We are going to handle the first by only counting albums with more than a few tracks. We will ignore the second as it does not happen often according to previous analysis.

In [8]:
%%sql
SELECT ln.*, tr.album_id
FROM invoice_line ln
INNER JOIN track tr ON tr.track_id = ln.track_id
LIMIT 10

Done.


invoice_line_id,invoice_id,track_id,unit_price,quantity,album_id
1,1,1158,0.99,1,91
2,1,1159,0.99,1,91
3,1,1160,0.99,1,91
4,1,1161,0.99,1,91
5,1,1162,0.99,1,91
6,1,1163,0.99,1,91
7,1,1164,0.99,1,91
8,1,1165,0.99,1,91
9,1,1166,0.99,1,91
10,1,1167,0.99,1,91


In [12]:
%%sql
WITH album_distinct_tracks AS 
(
SELECT a.album_id album_id, 
        a.title title, 
        COUNT(DISTINCT(t.track_id)) album_track_num
FROM album a
INNER JOIN track t ON a.album_id = t.album_id
GROUP BY 1
),

album_purchase_invoice AS 
(
SELECT il.invoice_id invoice_id, 
        COUNT(DISTINCT(t.album_id)) invoice_album_count,
        COUNT(DISTINCT(t.track_id)) invoice_track_count,
        adt.album_track_num,
        t.album_id album_id,
        a.title album_title
FROM invoice_line il
INNER JOIN track t ON il.track_id = t.track_id
INNER JOIN album a ON t.album_id = a.album_id
INNER JOIN album_distinct_tracks adt ON adt.album_id = a.album_id
GROUP BY 1
HAVING ((invoice_album_count = 1) AND (invoice_track_count = adt.album_track_num))
),

total_invoice_count AS
(
SELECT COUNT(i.invoice_id)
FROM invoice i
),

album_invoice_count AS
(
SELECT COUNT(api.invoice_id)
FROM album_purchase_invoice api
),

non_album_invoice_count AS
(
SELECT album_invoice_count.*
FROM album_invoice_count
)

SELECT COUNT(api.invoice_id) album_invoices,
        CAST(COUNT(api.invoice_id) AS FLOAT)/(SELECT * FROM total_invoice_count) percentage_album_invoices,
        (SELECT * FROM total_invoice_count) - COUNT(api.invoice_id) non_album_invoices,
        (SELECT * FROM total_invoice_count) total_invoice_count,
        (((SELECT * FROM total_invoice_count) - COUNT(api.invoice_id))/CAST((SELECT * FROM total_invoice_count) AS FLOAT)) percentage_non_album_invoices
FROM album_purchase_invoice api

Done.


album_invoices,percentage_album_invoices,non_album_invoices,total_invoice_count,percentage_non_album_invoices
114,0.1856677524429967,500,614,0.8143322475570033


We first looked at how many different tracks were in each album. As we are ignoring the ege cases where customers purchase all tracks from an album and then some other individual tracks and instead only looking for purchases of singular full items, we then look in album_purchase_invoice for invoices with a single album, where there's only one distinct album ID and the same number of tracks as the full album. 

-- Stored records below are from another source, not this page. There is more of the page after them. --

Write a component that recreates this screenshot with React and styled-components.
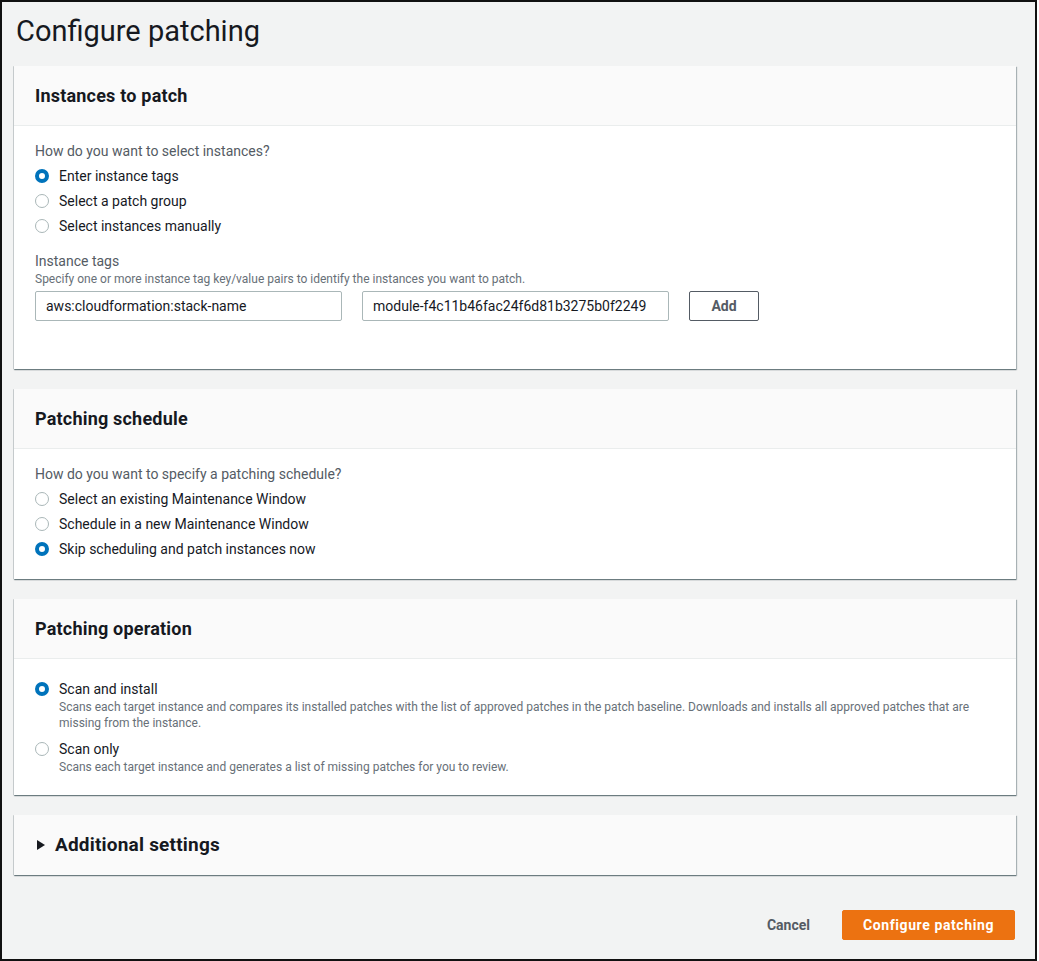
import styled, { createGlobalStyle } from "styled-components";

const Global = createGlobalStyle`
  html, body {
    margin: 0;
    padding: 0;
    background: #fff;
  }
  * {
    box-sizing: border-box;
  }
`;

const Frame = styled.div`
  width: 1037px;
  height: 961px;
  border: 2px solid #111;
  background: #f2f3f3;
  padding: 11px 19px 0 12px;
  font-family: Roboto, "Noto Sans", sans-serif;
  color: #16191f;
`;

const Title = styled.h1`
  margin: 0 0 17px 2px;
  font-size: 29px;
  line-height: 36px;
  font-weight: 400;
  color: #16191f;
`;

const Card = styled.section`
  background: #fff;
  margin-bottom: 20px;
  box-shadow: 0 1px 1px 0 rgba(0, 28, 36, 0.4), 1px 1px 1px 0 rgba(0, 28, 36, 0.25),
    -1px 0 0 0 rgba(0, 28, 36, 0.12);
`;

const CardHeader = styled.div`
  display: flex;
  align-items: center;
  gap: 10px;
  height: 60px;
  padding: 0 20px 0 21px;
  background: #fafafa;
  border-bottom: ${(p) => (p.$only ? "none" : "1px solid #eaeded")};
  font-size: ${(p) => (p.$only ? "19px" : "18px")};
  letter-spacing: 0.2px;
  font-weight: 700;
  line-height: 20px;
  color: #16191f;
`;

const Caret = styled.span`
  width: 0;
  height: 0;
  margin-left: 2px;
  border-top: 5px solid transparent;
  border-bottom: 5px solid transparent;
  border-left: 8px solid #16191f;
`;

const CardBody = styled.div`
  padding: 15px 20px ${(p) => p.$bottom || "20px"} 21px;
  font-size: 14px;
  line-height: 20px;
`;

const Question = styled.div`
  color: #545b64;
  height: ${(p) => (p.$empty ? "0" : "20px")};
`;

const RadioRow = styled.label`
  display: flex;
  align-items: flex-start;
  gap: 10px;
  margin-top: ${(p) => p.$gap || "5px"};
  color: #16191f;
`;

const Dot = styled.span`
  flex: none;
  width: 14px;
  height: 14px;
  margin-top: 3px;
  border-radius: 50%;
  background: #fff;
  border: ${(p) => (p.$on ? "4px solid #0073bb" : "1px solid #aab7b8")};
`;

const Desc = styled.div`
  font-size: 12px;
  line-height: 16px;
  color: #687078;
`;

const FieldLabel = styled.div`
  margin-top: 15px;
  color: #545b64;
`;

const TagRow = styled.div`
  display: flex;
  gap: 20px;
  margin-top: 4px;
`;

const Input = styled.div`
  width: 307px;
  height: 30px;
  padding: 4px 10px;
  border: 1px solid #aab7b8;
  border-radius: 2px;
  background: #fff;
  color: #16191f;
  font-size: 14px;
  line-height: 20px;
  white-space: nowrap;
  overflow: hidden;
`;

const AddButton = styled.button`
  width: 70px;
  height: 30px;
  border: 1px solid #545b64;
  border-radius: 2px;
  background: #fff;
  color: #545b64;
  font-family: inherit;
  font-size: 14px;
  font-weight: 700;
`;

const Footer = styled.div`
  display: flex;
  justify-content: flex-end;
  align-items: center;
  gap: 12px;
  margin-top: 35px;
  padding-right: 1px;
`;

const LinkButton = styled.button`
  border: none;
  background: none;
  padding: 4px 20px;
  font-family: inherit;
  font-size: 14px;
  font-weight: 700;
  line-height: 20px;
  color: #545b64;
`;

const Primary = styled.button`
  height: 30px;
  width: 173px;
  border: 1px solid #ec7211;
  border-radius: 2px;
  background: #ec7211;
  color: #fff;
  font-family: inherit;
  font-size: 14px;
  font-weight: 700;
  letter-spacing: 0.6px;
  line-height: 20px;
`;

function Radio({ on, label, desc, gap }) {
  return (
    <RadioRow $gap={gap}>
      <Dot $on={on} />
      <div>
        <div>{label}</div>
        {desc && <Desc>{desc}</Desc>}
      </div>
    </RadioRow>
  );
}

export default function App() {
  return (
    <Frame>
      <Global />
      <Title>Configure patching</Title>

      <Card>
        <CardHeader>Instances to patch</CardHeader>
        <CardBody $bottom="48px">
          <Question>How do you want to select instances?</Question>
          <Radio on label="Enter instance tags" />
          <Radio label="Select a patch group" />
          <Radio label="Select instances manually" />
          <FieldLabel>Instance tags</FieldLabel>
          <Desc>Specify one or more instance tag key/value pairs to identify the instances you want to patch.</Desc>
          <TagRow>
            <Input>aws:cloudformation:stack-name</Input>
            <Input>module-f4c11b46fac24f6d81b3275b0f2249</Input>
            <AddButton>Add</AddButton>
          </TagRow>
        </CardBody>
      </Card>

      <Card>
        <CardHeader>Patching schedule</CardHeader>
        <CardBody>
          <Question>How do you want to specify a patching schedule?</Question>
          <Radio label="Select an existing Maintenance Window" />
          <Radio label="Schedule in a new Maintenance Window" />
          <Radio on label="Skip scheduling and patch instances now" />
        </CardBody>
      </Card>

      <Card>
        <CardHeader>Patching operation</CardHeader>
        <CardBody>
          <Question $empty />
          <Radio
            on
            gap="5px"
            label="Scan and install"
            desc="Scans each target instance and compares its installed patches with the list of approved patches in the patch baseline. Downloads and installs all approved patches that are missing from the instance."
          />
          <Radio
            gap="8px"
            label="Scan only"
            desc="Scans each target instance and generates a list of missing patches for you to review."
          />
        </CardBody>
      </Card>

      <Card>
        <CardHeader $only>
          <Caret />
          Additional settings
        </CardHeader>
      </Card>

      <Footer>
        <LinkButton>Cancel</LinkButton>
        <Primary>Configure patching</Primary>
      </Footer>
    </Frame>
  );
}
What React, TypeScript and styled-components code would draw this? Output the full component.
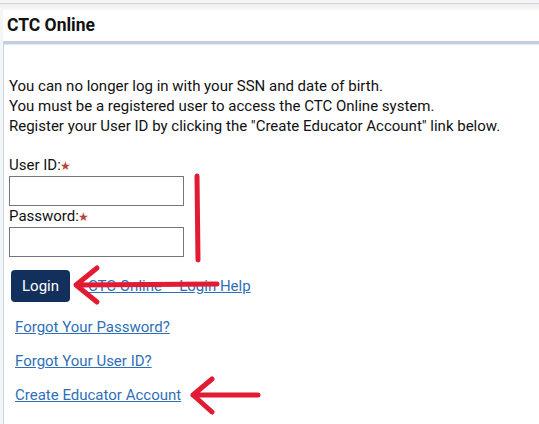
import React from "react";
import styled, { createGlobalStyle } from "styled-components";

const GlobalStyle = createGlobalStyle`
  html, body {
    margin: 0;
    padding: 0;
    background: #f4f5f6;
    font-family: Roboto, "Liberation Sans", Arial, sans-serif;
    color: #111;
  }
`;

const Page = styled.div`
  position: relative;
  width: 539px;
  height: 424px;
  overflow: hidden;
  padding-top: 3px;
  box-sizing: border-box;
`;

const TopStrip = styled.div`
  height: 6px;
  border-top: 1px solid #d4d4d4;
  background: linear-gradient(#eeeeee, #f8f8f8);
`;

const Header = styled.h1`
  margin: 0 0 0 3px;
  height: 31px;
  line-height: 31px;
  padding-left: 4px;
  background: #fff;
  font-size: 17.5px;
  font-weight: 700;
  color: #111;
`;

const Panel = styled.section`
  margin-left: 3px;
  height: 400px;
  background: #fff;
  border-left: 1px solid #c9d5df;
  border-top: 3px solid #c3d0db;
  box-shadow: inset 0 1px 0 #e3eaf0;
  padding: 32px 0 0 5px;
  box-sizing: border-box;
`;

const Intro = styled.p`
  margin: 0;
  font-size: 15px;
  line-height: 20px;
`;

const Label = styled.label<{ $first?: boolean }>`
  display: block;
  font-size: 15px;
  line-height: 19px;
  margin-top: ${(p) => (p.$first ? "20px" : "1px")};
`;

const Star = styled.span`
  color: #b5473a;
  font-size: 12px;
  margin-left: -1px;
`;

const Input = styled.input`
  display: block;
  width: 175px;
  height: 30px;
  box-sizing: border-box;
  border: 1px solid #767676;
  border-radius: 0;
  margin: 0;
`;

const ButtonRow = styled.div`
  display: flex;
  align-items: center;
  gap: 18px;
  margin: 13px 0 0 2px;
`;

const LoginButton = styled.button`
  width: 59px;
  height: 32px;
  border: none;
  border-radius: 4px;
  background: #13305d;
  color: #fff;
  font-family: inherit;
  font-size: 15px;
  padding: 0;
`;

const Link = styled.a`
  color: #2f6fb8;
  font-size: 15px;
  text-decoration: underline;
  cursor: pointer;
`;

const LinkList = styled.div`
  display: flex;
  flex-direction: column;
  gap: 14px;
  margin: 15px 0 0 6px;
  line-height: 20px;
`;

const Marks = styled.svg`
  position: absolute;
  left: 0;
  top: 0;
  pointer-events: none;
`;

const App = () => (
  <>
    <GlobalStyle />
    <Page>
      <TopStrip />
      <Header>CTC Online</Header>
      <Panel>
        <Intro>You can no longer log in with your SSN and date of birth.</Intro>
        <Intro>You must be a registered user to access the CTC Online system.</Intro>
        <Intro>
          Register your User ID by clicking the "Create Educator Account" link
          below.
        </Intro>
        <Label $first>
          User ID:<Star>★</Star>
        </Label>
        <Input type="text" />
        <Label>
          Password:<Star>★</Star>
        </Label>
        <Input type="password" />
        <ButtonRow>
          <LoginButton>Login</LoginButton>
          <Link>CTC Online – Login Help</Link>
        </ButtonRow>
        <LinkList>
          <Link>Forgot Your Password?</Link>
          <Link>Forgot Your User ID?</Link>
          <Link>Create Educator Account</Link>
        </LinkList>
      </Panel>
      <Marks width="539" height="424" viewBox="0 0 539 424">
        <g
          stroke="#e21b33"
          strokeWidth="5"
          strokeLinecap="round"
          strokeLinejoin="round"
          fill="none"
        >
          <path d="M197 176 L198 260" />
          <path d="M217 284 L76 285 M97 268 L76 285 L97 302" />
          <path d="M258 395 L193 395 M212 379 L193 395 L212 412" />
        </g>
      </Marks>
    </Page>
  </>
);

export default App;
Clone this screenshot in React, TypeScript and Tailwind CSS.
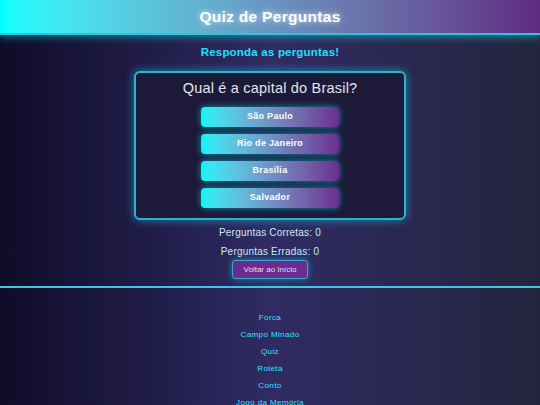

We then use some more subqueries each to get our final numbers.

Then we get our final table fully formatted, and see almost 19% of purchases are single albums. The Chinook store should likely continue to purchase full albums, as that is a significant amount of income.

### Conclusion

This project while a little all over the place, was able to show many applications of advanced SQL subqueries to make rational and informed business decisions.

Many of the complex queries here seem like they would be easier to construct by hand than by using SQL, but if the database had been mor extensie and realistic, that would no longer have been practical. 

Further analysis can be done on this daa, to find things like "which artists are used more often in playlists", or "how many tracks have been purchased in the past versus never purchased", but it would be more interesting with a larger data sample.